Uma questão que nos colocam frequentemente é sobre o princípio e o fim do Cão Pulgão. Como é que tudo começou e quando terminará? Tenho sempre dificuldade em responder a esta questão porque não existe um só ponto de partida, mas vários, e não posso saber antecipadamente o final das suas aventuras (18 volumes até ao momento).
A ideia do Cão Pulgão surgiu-me noutro livro que escrevi uns anos antes, Rose. Tinha uma menina que estava a ler um livro inventado chamado Cão Pulgão.
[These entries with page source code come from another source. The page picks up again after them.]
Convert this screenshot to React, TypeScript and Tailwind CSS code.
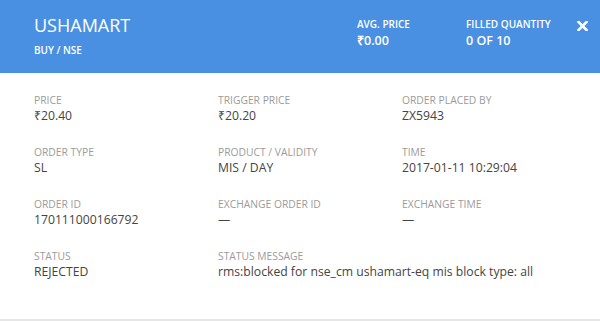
const fields = [
  { label: 'Price', value: '₹20.40' },
  { label: 'Trigger price', value: '₹20.20' },
  { label: 'Order placed by', value: 'ZX5943' },
  { label: 'Order type', value: 'SL' },
  { label: 'Product / Validity', value: 'MIS / DAY' },
  { label: 'Time', value: '2017-01-11 10:29:04' },
  { label: 'Order ID', value: '170111000166792' },
  { label: 'Exchange order ID', value: '—' },
  { label: 'Exchange time', value: '—' },
  { label: 'Status', value: 'REJECTED' },
  { label: 'Status message', value: 'rms:blocked for nse_cm ushamart-eq mis block type: all' },
];

export default function App() {
  return (
    <div className="w-[600px] h-[321px] bg-white border-b-2 border-[#e6e6e6] font-['Open_Sans',sans-serif]">
      <div className="h-[73px] bg-[#4a90e2] text-white flex items-start pl-[34px] pr-[12px]">
        <div className="w-[323px] shrink-0 pt-[15px]">
          <div className="text-[18px] leading-[20px]">USHAMART</div>
          <div className="text-[10px] leading-[12px] font-semibold mt-[9px]">BUY / NSE</div>
        </div>
        <div className="w-[109px] shrink-0 pt-[18px]">
          <div className="text-[10px] leading-[12px] font-semibold">AVG. PRICE</div>
          <div className="text-[12.5px] leading-[16px] font-semibold mt-[3px]">₹0.00</div>
        </div>
        <div className="w-[111px] shrink-0 pt-[18px]">
          <div className="text-[10px] leading-[12px] font-semibold">FILLED QUANTITY</div>
          <div className="text-[12.5px] leading-[16px] font-semibold mt-[3px]">0 OF 10</div>
        </div>
        <button className="pt-[21px]">
          <svg width="11" height="10" viewBox="0 0 11 10">
            <path d="M1.5 1L9.5 9M9.5 1L1.5 9" stroke="white" strokeWidth="2.6" strokeLinecap="square" />
          </svg>
        </button>
      </div>
      <div className="grid grid-cols-[184px_184px_184px] gap-y-[23px] px-[34px] pt-[21px]">
        {fields.map((f) => (
          <div key={f.label} className={f.label === 'Status message' ? 'col-span-2' : ''}>
            <div className="text-[10.3px] leading-[12px] uppercase text-[#9b9b9b]">{f.label}</div>
            <div className="text-[12.2px] leading-[14px] text-[#444444] whitespace-nowrap mt-[3px]">{f.value}</div>
          </div>
        ))}
      </div>
    </div>
  );
}
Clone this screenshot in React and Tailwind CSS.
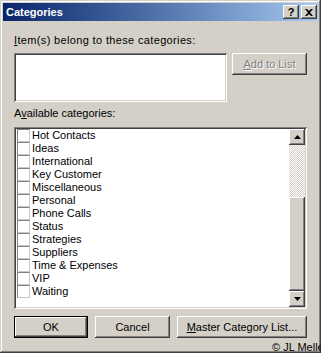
import React from "react";

const raised =
  "bg-[#d4d0c8] shadow-[inset_-1px_-1px_#404040,inset_1px_1px_#ffffff,inset_-2px_-2px_#808080,inset_2px_2px_#d4d0c8]";
const sunken =
  "shadow-[inset_1px_1px_#808080,inset_-1px_-1px_#ffffff,inset_2px_2px_#404040,inset_-2px_-2px_#d4d0c8]";

const items = [
  "Hot Contacts",
  "Ideas",
  "International",
  "Key Customer",
  "Miscellaneous",
  "Personal",
  "Phone Calls",
  "Status",
  "Strategies",
  "Suppliers",
  "Time & Expenses",
  "VIP",
  "Waiting",
];

function Arrow({ down }) {
  return (
    <svg width="7" height="4" viewBox="0 0 7 4">
      {down ? (
        <polygon points="0,0 7,0 3.5,4" fill="#000" />
      ) : (
        <polygon points="3.5,0 7,4 0,4" fill="#000" />
      )}
    </svg>
  );
}

export default function App() {
  return (
    <div
      className="relative w-[321px] h-[353px] overflow-hidden bg-[#d4d0c8] p-[3px] text-[11px] leading-[13px] text-black shadow-[inset_-1px_-1px_#404040,inset_1px_1px_#d4d0c8,inset_-2px_-2px_#808080,inset_2px_2px_#ffffff]"
      style={{ fontFamily: '"Liberation Sans", Arial, sans-serif' }}
    >
      {/* Title bar */}
      <div className="flex h-[18px] items-center bg-gradient-to-r from-[#0a246a] to-[#a6caf0] pl-[3px] pr-[1px]">
        <span className="flex-1 font-bold text-white">Categories</span>
        <div className="flex gap-[2px]">
          <div className={`${raised} flex h-[14px] w-[16px] items-center justify-center`}>
            <span className="text-[11px] font-bold leading-[11px]">?</span>
          </div>
          <div className={`${raised} flex h-[14px] w-[16px] items-center justify-center`}>
            <svg width="8" height="7" viewBox="0 0 8 7">
              <path d="M0 0h2l2 2 2-2h2L5 3.5 8 7H6L4 5 2 7H0l3-3.5z" fill="#000" />
            </svg>
          </div>
        </div>
      </div>

      {/* Body */}
      <div className="flex flex-col px-[11px]">
        <div className="mt-[13px] h-[13px] tracking-[0.35px]">
          <span className="underline">I</span>tem(s) belong to these categories:
        </div>
        <div className="mt-[6px] flex items-start">
          <div className={`h-[49px] w-[213px] bg-white ${sunken}`} />
          <div className={`${raised} ml-[5px] flex h-[22px] w-[75px] items-center justify-center text-[#808080] [text-shadow:1px_1px_#ffffff]`}>
            <span>
              <span className="underline">A</span>dd to List
            </span>
          </div>
        </div>

        <div className="mt-[5px] h-[13px]">
          A<span className="underline">v</span>ailable categories:
        </div>

        <div className={`mt-[7px] flex h-[182px] bg-white p-[2px] ${sunken}`}>
          <div className="flex flex-1 flex-col">
            {items.map((it) => (
              <div key={it} className="flex h-[13px] items-center">
                <div className="ml-[1px] h-[13px] w-[13px] border-t border-l border-r border-b border-t-[#808080] border-l-[#808080] border-r-[#c8c8c8] border-b-[#c8c8c8] bg-white" />
                <span className="ml-[2px] whitespace-nowrap">{it}</span>
              </div>
            ))}
          </div>
          <div className="flex w-[16px] flex-col">
            <div className={`${raised} flex h-[16px] items-center justify-center`}>
              <Arrow />
            </div>
            <div className="h-[52px] bg-[repeating-conic-gradient(#d4d0c8_0_25%,#ffffff_0_50%)] bg-[length:2px_2px]" />
            <div className={`${raised} flex-1`} />
            <div className={`${raised} flex h-[16px] items-center justify-center`}>
              <Arrow down />
            </div>
          </div>
        </div>

        <div className="mt-[7px] flex gap-[7px]">
          <div className="h-[22px] w-[74px] border border-black">
            <div className={`${raised} flex h-full w-full items-center justify-center`}>OK</div>
          </div>
          <div className={`${raised} flex h-[22px] w-[75px] items-center justify-center`}>Cancel</div>
          <div className={`${raised} flex h-[22px] w-[130px] items-center justify-center`}>
            <span>
              <span className="underline">M</span>aster Category List...
            </span>
          </div>
        </div>
      </div>

      <div className="absolute left-[272px] top-[341px] whitespace-nowrap leading-[13px]">© JL Meller</div>
    </div>
  );
}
Peguei nesse livro completamente inventado e, juntamente com o Marc, transformei a imaginação num objeto real.
Outra pergunta que surge frequentemente: “vocês são famosos?» Muito menos que o Cão Pulgão, e ainda bem que assim é! Estou na sombra do caixote do lixo, e isso cai-me muito bem! A personagem que importa não é aquela que segura a trela, mas a que está na outra ponta.
O Cão Pulgão tem perfil de anti-herói (desgraçado, feioso, pouco inteligente…), mas tem uma alma bondosa e gentil, como só os verdadeiros heróis. Como veem o Pulgão no panorama atual e na história da literatura infantil?
Não sei, ele segue os outros livros como um cão… e às vezes atravessa a rua sem olhar! O que quero dizer é que ele vem de todos os outros livros, e não apenas de livros infantis; por vezes mesmo em reação a uma literatura que é demasiado insípida ou demasiado pedagógica – os livros de desenvolvimento pessoal para crianças sobre como gerir as emoções, a raiva, por exemplo, assustam-me muito.
Não classifico verdadeiramente o Cão Pulgão como um herói ou um anti-herói. Para mim, ele é apenas um esfregão que carrega o peso da sociedade e dá toda a sua essência (desculpem a imagem!), mas é graças ao seu físico pouco atraente e à sua amostra de cérebro que faz as pessoas rir.
Quais são os vossos autores de referência? E o que liam na vossa infância?
René Goscinny, quando era criança (de Astérix ao Menino Nicolau) e depois Gotlib, na adolescência. E provavelmente outros autores, mas que me marcaram menos.
Têm muitas histórias do Cão Pulgão guardadas? Como o imaginam o futuro dele?
Enquanto nos estivermos a divertir, vamos continuar! E espero que ele tenha um final tragicómico e deixe algumas pulgas e comichão em todos aqueles que lhe tiverem deitado as mãos.